Check each line of the material below for "React", then copy the ones that contain it.

* START *

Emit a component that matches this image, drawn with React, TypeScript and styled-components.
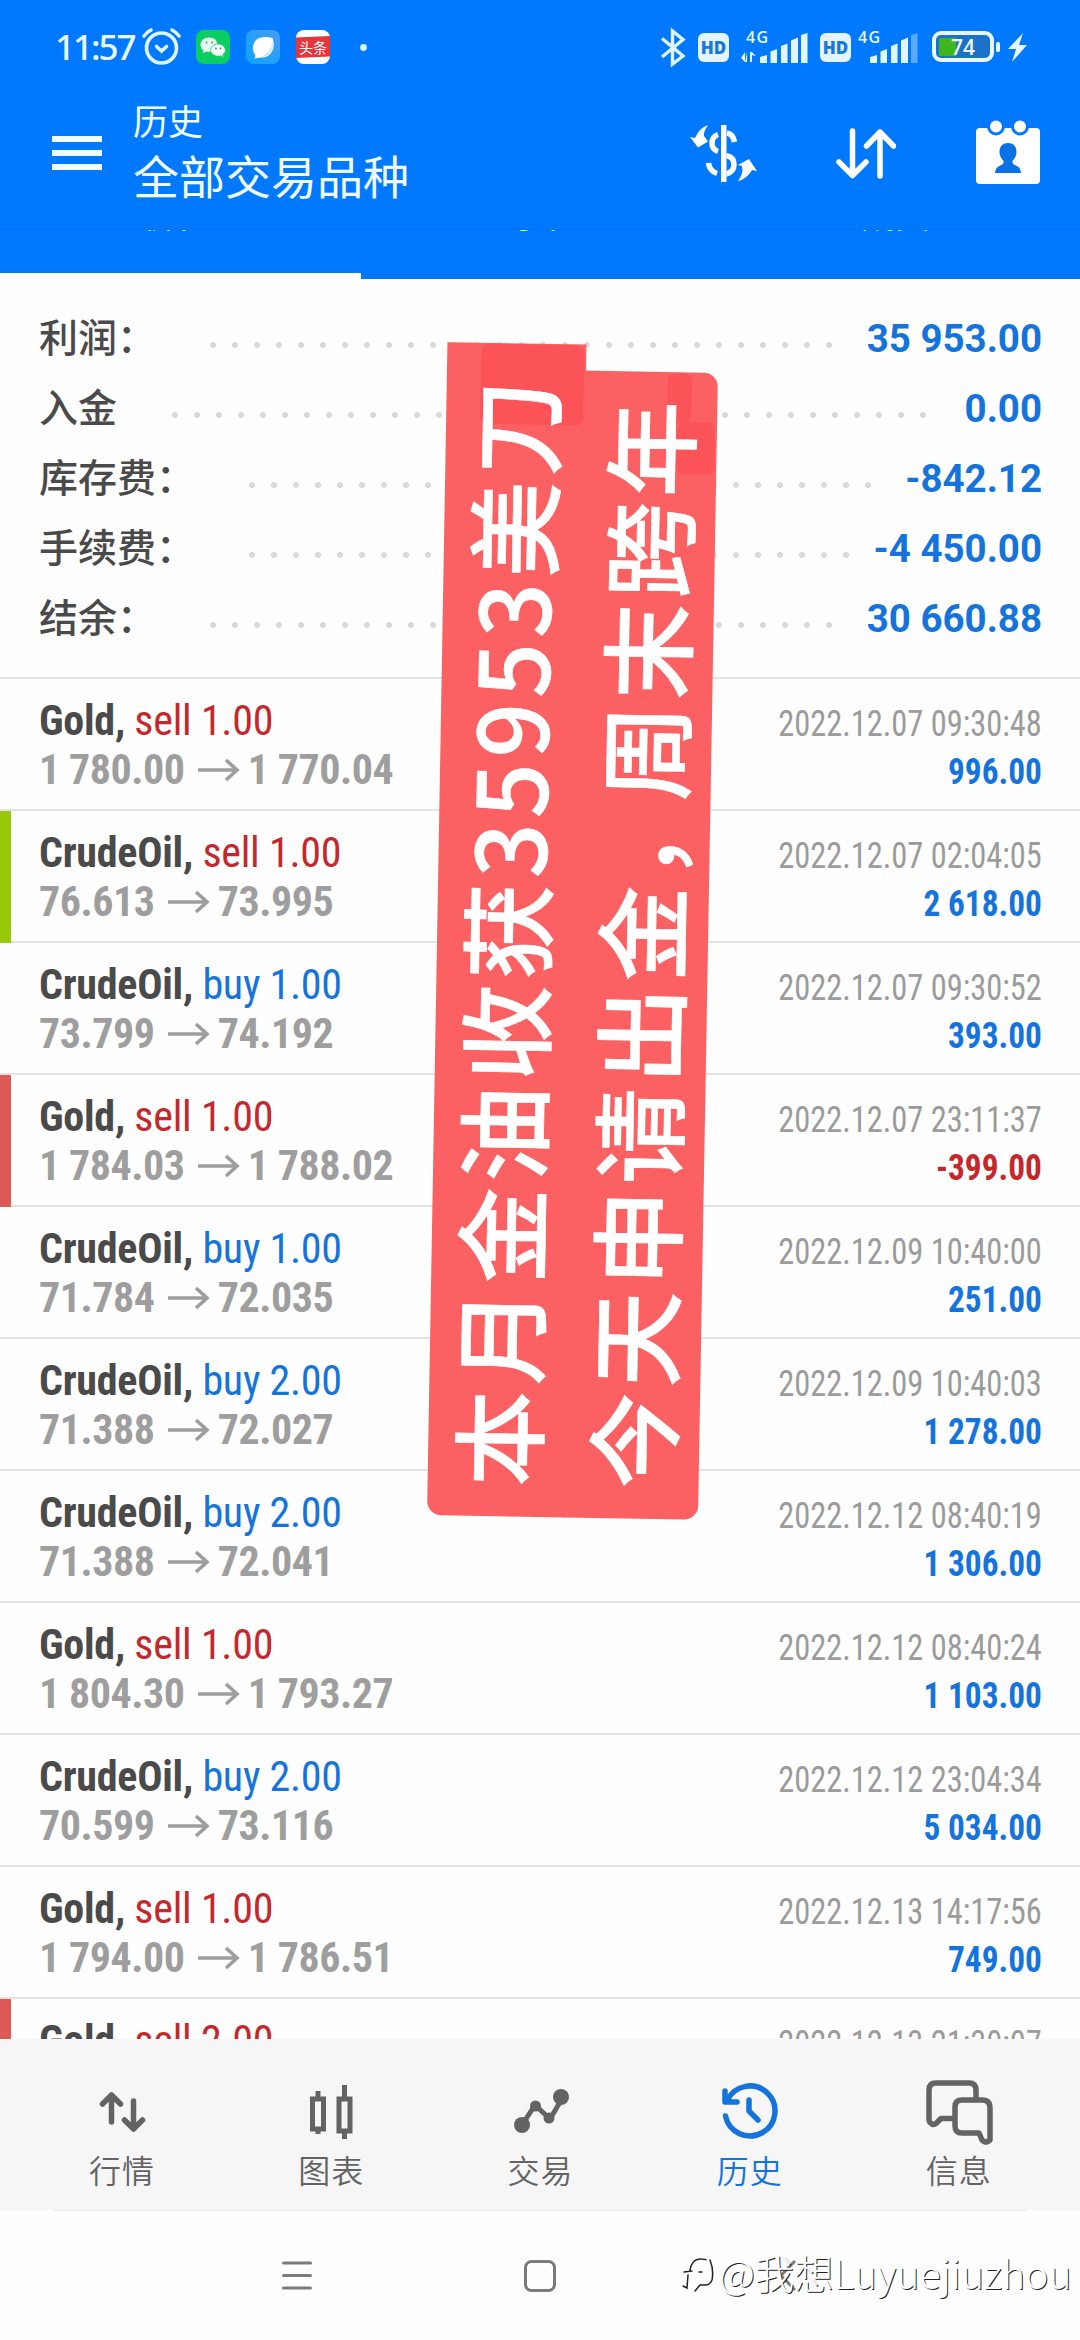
import React from "react";
import styled, { createGlobalStyle } from "styled-components";

const cjk = `"Noto Sans CJK SC", sans-serif`;
const condensed = `"Roboto Condensed", Roboto, ${cjk}`;

const GlobalStyle = createGlobalStyle`
  body { margin: 0; background: #fefefe; }
  * { box-sizing: border-box; }
`;

const Screen = styled.div`
  position: relative;
  width: 1080px;
  height: 2340px;
  overflow: hidden;
  display: flex;
  flex-direction: column;
  background: #fefefe;
  font-family: Roboto, ${cjk};
`;

const StatusBar = styled.div`
  flex: none;
  height: 94px;
  background: #0079ff;
  display: flex;
  align-items: center;
  padding: 0 52px 0 55px;
`;

const Clock = styled.span`
  width: 85px;
  color: #e9fbff;
  font: 500 35px/40px "Noto Sans", sans-serif;
  letter-spacing: -2px;
  white-space: nowrap;
`;

const StatusIcon = styled.svg<{ $gap: number }>`
  display: block;
  flex: none;
  overflow: visible;
  margin-left: ${(p) => p.$gap}px;
`;

const Spacer = styled.div`
  flex: 1;
`;

const HdBadge = styled.span<{ $gap: number }>`
  margin-left: ${(p) => p.$gap}px;
  width: 31px;
  height: 29px;
  border-radius: 6px;
  background: #e4f4ff;
  color: #1a78d8;
  font: 800 17px/29px "Open Sans", sans-serif;
  text-align: center;
`;

const Header = styled.header`
  flex: none;
  height: 136px;
  background: #0079ff;
  border-bottom: 1px solid #0070ee;
  display: flex;
  align-items: flex-start;
  padding: 0 40px 0 52px;
`;

const Titles = styled.div`
  margin-left: 31px;
  display: flex;
  flex-direction: column;
  color: #f1feff;
  font-family: ${cjk};
  font-weight: 400;
`;

const Caption = styled.div`
  margin-top: 0;
  font-size: 35px;
  line-height: 52px;
`;

const Title = styled.div`
  font-size: 46px;
  line-height: 57px;
`;

const HeaderIcon = styled.svg<{ $top: number; $gap: number }>`
  display: block;
  margin-top: ${(p) => p.$top}px;
  margin-left: ${(p) => p.$gap}px;
`;

const Tabs = styled.div`
  flex: none;
  height: 49px;
  background: #0079ff;
  display: grid;
  grid-template-columns: 361px 358px 361px;
`;

const Tab = styled.div<{ $active?: boolean }>`
  overflow: hidden;
  display: flex;
  justify-content: center;
  border-bottom: ${(p) => (p.$active ? "6px solid #fff" : "0")};
  color: #d8f4ff;
  font: 400 34px/40px ${cjk};
`;

const TabText = styled.span`
  margin-top: -36px;
  padding-right: 8px;
`;

const Summary = styled.section`
  flex: none;
  height: 398px;
  padding: 24px 38px 0 39px;
`;

const SummaryRow = styled.div`
  height: 70px;
  display: flex;
  align-items: center;
`;

const SummaryLabel = styled.span<{ $width: number }>`
  width: ${(p) => p.$width}px;
  flex: none;
  color: #4a4a4a;
  font: 500 39px/64px ${cjk};
  padding-bottom: 6px;
  white-space: nowrap;
`;

const Dots = styled.span<{ $count: number }>`
  flex: none;
  width: ${(p) => p.$count * 22}px;
  height: 6px;
  margin-top: 14px;
  background: radial-gradient(circle at 3px 3px, #dadada 2.6px, transparent 3.4px) 0 0 / 22px 6px repeat-x;
`;

const SummaryValue = styled.span`
  margin-left: auto;
  padding-top: 1px;
  color: #1474dc;
  font: 700 38.5px/70px Roboto, sans-serif;
  white-space: nowrap;
`;

const List = styled.section`
  flex: none;
  height: 1362px;
  overflow: hidden;
`;

const Deal = styled.div`
  position: relative;
  height: 132px;
  border-top: 2px solid #e3e3e3;
  padding: 17px 38px 0 39px;
  display: flex;
  justify-content: space-between;
  font-family: ${condensed};
  font-stretch: 75%;
  white-space: nowrap;
`;

const Mark = styled.span<{ $color: string }>`
  position: absolute;
  left: 0;
  top: 0;
  width: 11px;
  height: 132px;
  z-index: 1;
  background: ${(p) => p.$color};
`;

const DealLeft = styled.div`
  font-size: 42px;
  line-height: 49px;
  letter-spacing: -0.25px;
`;

const DealRight = styled.div`
  padding-top: 4px;
  font-size: 36px;
  line-height: 48px;
  text-align: right;
`;

const Symbol = styled.span`
  color: #4a4a4a;
  font-weight: 700;
`;

const Side = styled.span<{ $buy: boolean }>`
  color: ${(p) => (p.$buy ? "#1474dc" : "#c5282c")};
`;

const Prices = styled.div`
  display: flex;
  align-items: center;
  height: 49px;
  color: #9e9e9e;
  font-weight: 700;
  letter-spacing: -0.45px;
`;

const Arrow = styled.svg`
  margin: 0 8px 0 13px;
`;

const Time = styled.div`
  color: #9b9b9b;
  transform: scaleX(0.9);
  transform-origin: right;
`;

const Profit = styled.div<{ $loss: boolean }>`
  color: ${(p) => (p.$loss ? "#c5282c" : "#1474dc")};
  font-weight: 700;
  transform: scaleX(0.925);
  transform-origin: right;
`;

const BottomNav = styled.nav`
  flex: none;
  height: 171px;
  background: #f6f6f6;
  display: grid;
  grid-template-columns: repeat(5, 209.2px);
  justify-content: center;
  padding-left: 1px;
`;

const NavItem = styled.div<{ $active?: boolean }>`
  display: flex;
  flex-direction: column;
  align-items: center;
  padding-top: 37px;
  color: ${(p) => (p.$active ? "#1474dc" : "#636363")};
`;

const NavLabel = styled.span`
  margin-top: -4px;
  font: 400 32px/50px ${cjk};
  font-weight: 350;
  letter-spacing: 1px;
`;

const Hairline = styled.div`
  flex: none;
  height: 1px;
  margin: 0 52px;
  background: #ececec;
`;

const SystemBar = styled.div`
  flex: 1;
  display: flex;
  align-items: center;
  padding: 0 0 0 282px;
`;

const SysIcon = styled.svg<{ $gap: number }>`
  display: block;
  margin-left: ${(p) => p.$gap}px;
`;

const Banner = styled.div`
  position: absolute;
  left: 427px;
  top: 1515px;
  width: 1173px;
  transform-origin: 0 0;
  transform: rotate(-89deg);
  color: #fff;
  font: 500 96px/137px ${cjk};
  letter-spacing: 5.4px;
  white-space: nowrap;
`;

const BannerLine = styled.div<{ $w: number; $h: number; $radius: string }>`
  position: relative;
  width: ${(p) => p.$w}px;
  height: ${(p) => p.$h}px;
  padding-left: 30px;
  border-radius: ${(p) => p.$radius};
  background: #fb6162;

  & + & {
    margin-top: -2px;
  }
`;

const BannerText = styled.span<{ $lift: number }>`
  position: relative;
  top: -${(p) => p.$lift}px;
  -webkit-text-stroke: 0.6px #fff;
`;

const Patch = styled.span<{ $x: number; $y: number; $w: number; $h: number }>`
  position: absolute;
  left: ${(p) => p.$x}px;
  top: ${(p) => p.$y}px;
  width: ${(p) => p.$w}px;
  height: ${(p) => p.$h}px;
  border-radius: 8px;
  background: rgba(251, 70, 76, 0.5);
`;

const Comma = styled.span`
  margin-right: -22px;
`;

const Watermark = styled.div`
  position: absolute;
  left: 682px;
  top: 2245px;
  display: flex;
  align-items: center;
  gap: 4px;
  color: #fff;
  font: 300 39.400px/54px ${cjk};
  text-shadow: 1px 1px 0.5px #222;
  white-space: nowrap;
`;

const summary = [
  { label: "利润：", value: "35 953.00", start: 171, count: 29 },
  { label: "入金", value: "0.00", start: 133, count: 35 },
  { label: "库存费：", value: "-842.12", start: 210, count: 29 },
  { label: "手续费：", value: "-4 450.00", start: 210, count: 28 },
  { label: "结余：", value: "30 660.88", start: 171, count: 29 },
];

type DealData = {
  symbol: string;
  side: "buy" | "sell";
  lots: string;
  from: string;
  to: string;
  time: string;
  profit: string;
  mark?: string;
};

const deals: DealData[] = [
  { symbol: "Gold", side: "sell", lots: "1.00", from: "1 780.00", to: "1 770.04", time: "2022.12.07 09:30:48", profit: "996.00" },
  { symbol: "CrudeOil", side: "sell", lots: "1.00", from: "76.613", to: "73.995", time: "2022.12.07 02:04:05", profit: "2 618.00", mark: "#98c90b" },
  { symbol: "CrudeOil", side: "buy", lots: "1.00", from: "73.799", to: "74.192", time: "2022.12.07 09:30:52", profit: "393.00" },
  { symbol: "Gold", side: "sell", lots: "1.00", from: "1 784.03", to: "1 788.02", time: "2022.12.07 23:11:37", profit: "-399.00", mark: "#dc5a55" },
  { symbol: "CrudeOil", side: "buy", lots: "1.00", from: "71.784", to: "72.035", time: "2022.12.09 10:40:00", profit: "251.00" },
  { symbol: "CrudeOil", side: "buy", lots: "2.00", from: "71.388", to: "72.027", time: "2022.12.09 10:40:03", profit: "1 278.00" },
  { symbol: "CrudeOil", side: "buy", lots: "2.00", from: "71.388", to: "72.041", time: "2022.12.12 08:40:19", profit: "1 306.00" },
  { symbol: "Gold", side: "sell", lots: "1.00", from: "1 804.30", to: "1 793.27", time: "2022.12.12 08:40:24", profit: "1 103.00" },
  { symbol: "CrudeOil", side: "buy", lots: "2.00", from: "70.599", to: "73.116", time: "2022.12.12 23:04:34", profit: "5 034.00" },
  { symbol: "Gold", side: "sell", lots: "1.00", from: "1 794.00", to: "1 786.51", time: "2022.12.13 14:17:56", profit: "749.00" },
  { symbol: "Gold", side: "sell", lots: "2.00", from: "", to: "", time: "2022.12.13 21:30:07", profit: "", mark: "#dc5a55" },
];

const Signal = ({ arrows, weak }: { arrows?: boolean; weak?: boolean }) => (
  <StatusIcon $gap={arrows ? 12 : 7} width={arrows ? 67 : 60} height="34" viewBox={arrows ? "0 0 67 34" : "7 0 60 34"} fill="#e4f6ff">
    <text x={arrows ? 5 : 7} y="12.500" fontFamily="Open Sans" fontSize="16" fontWeight="600" textLength="22">4G</text>
    {arrows && <path d="M4 22v10l-4-4M4 32h2V22zM9 32V22h2l4 4-4-1v7z" />}
    <path d="M19 33v-6l7-2v8zM29.500 33V21.500l6.500-2.500v14zM40 33V16l6.500-2.500V33zM50 33V10.500L57 7.500V33z" />
    <path d="M60 33V5l6.500-2v30z" opacity={weak ? 0.4 : 1} />
  </StatusIcon>
);

const App = () => (
  <>
    <GlobalStyle />
    <Screen>
      <StatusBar>
        <Clock>11:57</Clock>
        <StatusIcon $gap={2} width="39" height="38" viewBox="0 0 39 38" fill="none" stroke="#e0f6ff" strokeWidth="3.6" strokeLinecap="round">
          <circle cx="19.500" cy="20" r="15" />
          <path d="M2 8q3-4 7-6M30 2q4 2 7 6M14.500 18.500l5 4.500 5-4.500" />
        </StatusIcon>
        <StatusIcon $gap={15} width="34" height="34" viewBox="0 0 34 34">
          <rect width="34" height="34" rx="8" fill="#0ace64" />
          <path d="M13 7.500c-5 0-8.500 3.200-8.500 7.200 0 2.300 1.200 4.200 3 5.500l-.8 3 3.300-1.800c1 .3 2 .4 3 .4 5 0 8.500-3.100 8.500-7.100s-3.500-7.200-8.500-7.200z" fill="#e9fff2" />
          <path d="M22 14c-4.200 0-7.200 2.800-7.200 6.100s3 6.100 7.200 6.100c.9 0 1.800-.1 2.500-.4l3 1.600-.7-2.700c1.600-1.100 2.600-2.700 2.600-4.600 0-3.300-3.200-6.100-7.400-6.100z" fill="#fff" stroke="#0ace64" strokeWidth=".8" />
          <g fill="#18a85a"><circle cx="10.500" cy="12.500" r="1" /><circle cx="16" cy="12.500" r="1" /><circle cx="20" cy="18.500" r=".9" /><circle cx="24.500" cy="18.500" r=".9" /></g>
        </StatusIcon>
        <StatusIcon $gap={16} width="34" height="34" viewBox="0 0 34 34">
          <defs>
            <linearGradient id="browser" x1="0" y1="1" x2="1" y2="0"><stop offset="0" stopColor="#08a4ff" /><stop offset="1" stopColor="#4a9cf2" /></linearGradient>
          </defs>
          <rect width="34" height="34" rx="8" fill="url(#browser)" />
          <path d="M26.500 8q3 9-1 14.500t-10 5l-7 1 1-3q-4-5-2-11T15 7.500t11.500.5z" fill="#fff" />
          <path d="M27 11q2 9-5 14-3 2-7 2 10-5 12-16z" fill="#d3e8f8" />
        </StatusIcon>
        <StatusIcon $gap={16} width="34" height="34" viewBox="0 0 34 34">
          <rect width="34" height="34" rx="8" fill="#fff" />
          <path d="M0 7.500L34 6v20.500L0 28z" fill="#e2383c" />
          <text x="17" y="23" textAnchor="middle" fontFamily="Noto Sans CJK SC" fontWeight="400" fontSize="14" fill="#fff">头条</text>
        </StatusIcon>
        <StatusIcon $gap={30} width="7" height="7" viewBox="0 0 7 7"><circle cx="3.500" cy="3.500" r="3.400" fill="#d9f3ff" /></StatusIcon>
        <Spacer />
        <StatusIcon $gap={0} width="26" height="39" viewBox="0 0 26 39" fill="none" stroke="#e0f6ff" strokeWidth="3.400">
          <path d="M2 10.500L23 28 12.500 36V3L23 11.500 2 29" />
        </StatusIcon>
        <HdBadge $gap={12}>HD</HdBadge>
        <Signal arrows />
        <HdBadge $gap={12}>HD</HdBadge>
        <Signal weak />
        <StatusIcon $gap={14} width="96" height="32" viewBox="0 0 96 32">
          <rect x="2" y="2" width="58" height="27" rx="7" fill="#1c72c8" stroke="#e6f7ff" strokeWidth="4" />
          <path d="M7 7h17v18H7z" fill="#3fb51f" />
          <text x="19" y="23.500" fontFamily="Open Sans" fontWeight="600" fontSize="21" fill="#f2fbe8" textLength="24">74</text>
          <rect x="64" y="11" width="4" height="10" rx="1.500" fill="#e6f7ff" />
          <path d="M91 2L76 18h8l-4 13 15-17h-8z" fill="#e6f7ff" />
        </StatusIcon>
      </StatusBar>

      <Header>
        <HeaderIcon $top={42} $gap={0} width="50" height="34" viewBox="0 0 50 34" fill="#f1feff">
          <path d="M0 0h50v6H0zM0 14h50v6H0zM0 28h50v6H0z" />
        </HeaderIcon>
        <Titles>
          <Caption>历史</Caption>
          <Title>全部交易品种</Title>
        </Titles>
        <Spacer />
        <HeaderIcon $top={31} $gap={0} width="67" height="57" viewBox="0 0 67 57" fill="#fff">
          <path d="M18 0q-5 7-4 11l4 5.500-10 6L0 12l5 1Q9 3 18 0zM48 56q6-8 4-15l-4-1 11-6 8 12-5-1q-5 9-14 11z" />
          <path d="M28 9.500q-6 2-6 9 0 6 6 8M37 8q6 1 7.500 9M18.500 38q1 8 8.500 10.500M36 30.500q8 1.500 8 9t-8 9.500" fill="none" stroke="#fff" strokeWidth="5.500" />
          <path d="M31 0h5v57h-5z" stroke="#0079ff" strokeWidth="1.200" strokeOpacity=".8" />
          <path d="M31 0h5.500v57H31z" />
        </HeaderIcon>
        <HeaderIcon $top={34} $gap={79} width="60" height="51" viewBox="0 0 60 51" fill="none" stroke="#fff" strokeWidth="5.500" strokeLinecap="round" strokeLinejoin="round">
          <path d="M16.500 3v44M3 34l13.500 13.500L30 34M44 48V4M30.500 18L44 4l13.500 14" />
        </HeaderIcon>
        <HeaderIcon $top={26} $gap={80} width="64" height="64" viewBox="0 0 64 64">
          <rect y="8" width="64" height="56" rx="4" fill="#fff" />
          <g fill="#fff" stroke="#0079ff" strokeWidth="3"><circle cx="20" cy="6.500" r="7.500" /><circle cx="44" cy="6.500" r="7.500" /></g>
          <path d="M32 23c5 0 8.500 3 8.500 9 0 4-2 7-4 9v2c1 3 8 2 8.500 10H19c.5-8 7.500-7 8.500-10v-2c-2-2-4-5-4-9 0-6 3.500-9 8.500-9z" fill="#0a72e6" />
        </HeaderIcon>
      </Header>
      <Tabs>
        <Tab $active><TabText>价位</TabText></Tab>
        <Tab><TabText>订单</TabText></Tab>
        <Tab><TabText>成交</TabText></Tab>
      </Tabs>

      <Summary>
        {summary.map((s) => (
          <SummaryRow key={s.label}>
            <SummaryLabel $width={s.start}>{s.label}</SummaryLabel>
            <Dots $count={s.count} />
            <SummaryValue>{s.value}</SummaryValue>
          </SummaryRow>
        ))}
      </Summary>

      <List>
        {deals.map((d) => (
          <Deal key={d.time}>
            {d.mark && <Mark $color={d.mark} />}
            <DealLeft>
              <Symbol>{d.symbol}, </Symbol>
              <Side $buy={d.side === "buy"}>{d.side} {d.lots}</Side>
              {d.from && (
                <Prices>
                  <span>{d.from}</span>
                  <Arrow width="42" height="24" viewBox="0 0 42 24" fill="none" stroke="#9e9e9e" strokeWidth="3.600">
                    <path d="M0 12h39M28 2l11 10-11 10" />
                  </Arrow>
                  <span>{d.to}</span>
                </Prices>
              )}
            </DealLeft>
            <DealRight>
              <Time>{d.time}</Time>
              <Profit $loss={d.profit.startsWith("-")}>{d.profit}</Profit>
            </DealRight>
          </Deal>
        ))}
      </List>

      <BottomNav>
        <NavItem>
          <svg width="68" height="72" viewBox="0 0 68 72" fill="none" stroke="currentColor" strokeWidth="5.500" strokeLinecap="round" strokeLinejoin="round">
            <path d="M23.500 46V19M14.500 28l9-9 9 9M45.500 25v27M36.500 44l9 9 9-9" />
          </svg>
          <NavLabel>行情</NavLabel>
        </NavItem>
        <NavItem>
          <svg width="68" height="72" viewBox="0 0 68 72" fill="none" stroke="currentColor" strokeWidth="5">
            <path d="M15.500 23h11v30h-11zM21 15v8M21 53v5M42 23h11v32H42zM47.500 9v14M47.500 55v8" />
          </svg>
          <NavLabel>图表</NavLabel>
        </NavItem>
        <NavItem>
          <svg width="68" height="72" viewBox="0 0 68 72" fill="currentColor">
            <path d="M15 49L28 29l15 14 13-22" fill="none" stroke="currentColor" strokeWidth="5" />
            <circle cx="15" cy="49" r="8" /><circle cx="28.500" cy="30" r="5.500" /><circle cx="42" cy="42" r="5.500" /><circle cx="54" cy="21" r="8" />
          </svg>
          <NavLabel>交易</NavLabel>
        </NavItem>
        <NavItem $active>
          <svg width="68" height="72" viewBox="0 0 68 72" fill="none" stroke="currentColor" strokeWidth="5.500" strokeLinecap="round" strokeLinejoin="round">
            <path d="M9.500 40a25 25 0 1 0 2-16M9 15v11h12M33 24v11l9 9" />
          </svg>
          <NavLabel>历史</NavLabel>
        </NavItem>
        <NavItem>
          <svg width="68" height="72" viewBox="0 0 68 72" fill="none" stroke="currentColor" strokeWidth="5.500" strokeLinejoin="round">
            <path d="M28 42.500H16l-5 5q-3 2-6-1-1-1-1-3V14q0-7 7-7h33q7 0 7 7v9" />
            <path d="M37 24h20q8 0 8 8v32q-4 4-8 0l-3-7H37q-7 0-7-7V31q0-7 7-7z" />
          </svg>
          <NavLabel>信息</NavLabel>
        </NavItem>
      </BottomNav>
      <Hairline />
      <SystemBar>
        <SysIcon $gap={0} width="30" height="29" viewBox="0 0 30 29" fill="none" stroke="#7b7b7b" strokeWidth="3" strokeLinecap="round"><path d="M1.500 2h27M1.500 14.500h27M1.500 27h27" /></SysIcon>
        <SysIcon $gap={212} width="32" height="32" viewBox="0 0 32 32" fill="none" stroke="#7b7b7b" strokeWidth="3"><rect x="1.500" y="1.500" width="29" height="29" rx="6" /></SysIcon>
        <SysIcon $gap={223} width="17" height="31" viewBox="0 0 17 31" fill="none" stroke="#7b7b7b" strokeWidth="3"><path d="M16 1L2 15.500 16 30" /></SysIcon>
      </SystemBar>

      <Banner>
        <BannerLine $w={1173} $h={139} $radius="14px 0 0 0">
          <Patch $x={1092} $y={34} $w={80} $h={103} />
          <BannerText $lift={2}>本月金油收获35953美刀</BannerText>
        </BannerLine>
        <BannerLine $w={1147} $h={134} $radius="0 0 14px 14px">
          <Patch $x={1045} $y={94} $w={52} $h={38} />
          <Patch $x={1096} $y={84} $w={50} $h={24} />
          <BannerText $lift={4}>今天申请出金<Comma>，</Comma>周末跨年</BannerText>
        </BannerLine>
      </Banner>

      <Watermark>
        <svg width="33" height="44" viewBox="0 0 33 44" fill="none" strokeLinecap="round">
          <path d="M1 36l4 2 1-13M2 22l8-1M8 20q2-11 10-11 6 0 6 1M17 22h3M28 10q4 10 2 20-2 5-7 5h-5l-5 6" stroke="#222" strokeWidth="1.500" />
        </svg>
        <span>@我想Luyuejiuzhou</span>
      </Watermark>
    </Screen>
  </>
);

export default App;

* END *

_Exercise response_
Emit a component that matches this image, drawn with React, TypeScript and styled-components.
import React from "react";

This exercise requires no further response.